|
Transformer
: electrical device consisting of one coil of wire placed in close proximity
to one or more other coils, used to couple two or more alternating-current
(AC) circuits together by employing the induction
between the coils (see Electricity).
The coil connected to the power source is called the primary coil, and the
other coils are known as secondaries. A transformer in which the secondary
voltage is higher than the primary is called a step-up transformer; if the
secondary voltage is less than the primary, the device is known as a
step-down transformer.
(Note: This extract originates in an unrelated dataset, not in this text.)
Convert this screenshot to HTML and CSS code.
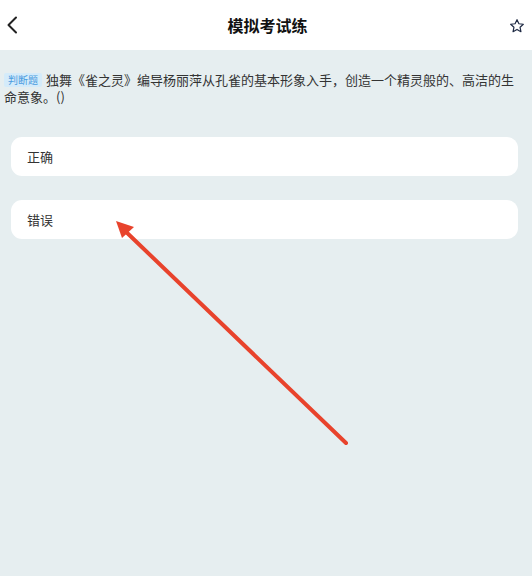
FILE: index.html
```html
<!DOCTYPE html>
<html lang="zh">
<head>
<meta charset="utf-8">
<link rel="stylesheet" href="styles.css">
</head>
<body>
<div class="page">
  <header class="nav">
    <svg class="back" width="12" height="18" viewBox="0 0 12 18"><path d="M10 1.5 L2.5 9 L10 16.5" fill="none" stroke="#222" stroke-width="2" stroke-linecap="round" stroke-linejoin="round"/></svg>
    <h1 class="title">模拟考试练</h1>
    <svg class="star" width="16" height="16" viewBox="0 0 24 24"><path d="M12 2.5 L14.9 8.6 L21.5 9.4 L16.6 13.9 L17.9 20.5 L12 17.2 L6.1 20.5 L7.4 13.9 L2.5 9.4 L9.1 8.6 Z" fill="none" stroke="#1f2a44" stroke-width="1.8" stroke-linejoin="round"/></svg>
  </header>
  <main class="content">
    <p class="question"><span class="badge">判断题</span>独舞《雀之灵》编导杨丽萍从孔雀的基本形象入手，创造一个精灵般的、高洁的生命意象。()</p>
    <div class="options">
      <div class="option">正确</div>
      <div class="option">错误</div>
    </div>
  </main>
  <svg class="arrow" width="532" height="576" viewBox="0 0 532 576">
    <line x1="346" y1="443" x2="122" y2="228" stroke="#e8432c" stroke-width="4" stroke-linecap="round"/>
    <polygon points="116,221 134,227 122,238" fill="#e8432c"/>
  </svg>
</div>
</body>
</html>
```

FILE: styles.css
```css
* { box-sizing: border-box; margin: 0; padding: 0; }
html, body { width: 532px; height: 576px; overflow: hidden; }
body {
  background: #e6eef0;
  font-family: "Noto Sans CJK SC", "Noto Sans", sans-serif;
  color: #333;
}
.page { position: relative; width: 532px; height: 576px; }
.nav {
  height: 50px;
  background: #fff;
  display: flex;
  align-items: center;
  justify-content: space-between;
  padding: 0 7px 0 6px;
}
.back { display: block; }
.title {
  font-size: 16px;
  font-weight: 700;
  color: #111;
  line-height: 1;
  margin-left: 8px;
}
.star { display: block; margin-top: 1px; }
.content { padding: 21px 0 0 0; }
.question {
  font-size: 13px;
  line-height: 17px;
  color: #333;
  padding: 0 14px 0 4px;
}
.badge {
  display: inline-block;
  background: #d4ebfa;
  color: #4a9be0;
  font-size: 10px;
  line-height: 14px;
  padding: 0 4px;
  border-radius: 2px;
  margin-right: 4px;
  vertical-align: 1px;
}
.options {
  display: flex;
  flex-direction: column;
  gap: 24px;
  padding: 32px 14px 0 11px;
}
.option {
  background: #fff;
  border-radius: 11px;
  height: 39px;
  display: flex;
  align-items: center;
  padding-left: 16px;
  font-size: 13px;
  color: #333;
}
.arrow { position: absolute; left: 0; top: 0; pointer-events: none; }
```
The product of current times voltage is constant in
each set of coils, so that in a step-up transformer, the voltage increase
in the secondary is accompanied by a corresponding decrease in the
current.

II. Power
Transformers

Large
devices are used in electric
power systems, and small units in electronic devices (see
Electronics).
Industrial and residential power tranformers that operate at the line
frequency (60 Hz in the U.S.), may be single phase or three-phase, and are
designed to handle high voltages and currents. Efficient power
transmission requires a step-up transformer at the power-generating
station to raise voltages, with a corresponding decrease in current. Line
power losses are proportional to the square of the current times the
resistance of the power line, so that very high voltages and low currents
are used for long-distance transmission lines to reduce losses. At the
receiving end, step-down transformers reduce the voltage, and increase the
current, to the residential or industrial voltage levels, usually 115 to
600 V.
Power
transformers must be efficient and should dissipate as little power as
possible in the form of heat
during the transformation process. Efficiencies are normally above 99
percent and are obtained by using special steel alloys to couple the
induced magnetic fields between the primary and secondary windings. The
dissipation of even 0.5 percent of the power transmitted in a large
transformer generates large amounts of heat, which requires special
cooling provisions. Typical power transformers are installed in sealed
containers that have oil or another substance circulating through the
coils to transfer the heat to external radiatorlike surfaces, where it can
be discharged to the surrounding atmosphere.

III.
Electronics

In
electronic equipment, transformers with capacities in the order of 1 kw
are largely used ahead of a rectifier, which in turn supplies direct
current (DC) to the equipment .
Such electronic power transformers are usually made of stacks of steel
alloy sheets, called laminations, on which copper wire coils are wound.
Transformers in the 1- to 100-W power level are used principally as
step-down transformers to couple electronic circuits to loudspeakers in
radios, television sets, and high-fidelity equipment . Known as audio transformers, these
devices use only a small fraction of their power rating to deliver program
material in the audible ranges, with minimum distortion. The transformers
are judged on their ability to reproduce sound-wave frequencies (from 20
Hz to 25 kHz) with minimal distortion over the full sound power level
.
At
power levels of 1 milliwatt or less, transformers are primarily used to
couple ultrahigh-frequency (UHF), very-high frequency (VHF),
radio-frequency (RF), and intermediate-frequency (IF) signals, and to
increase their voltage. These high-frequency transformers usually operate
in a tuned or resonant circuit ,
in which tuning is used to remove unwanted electrical noise at frequencies
outside the desired transmission range.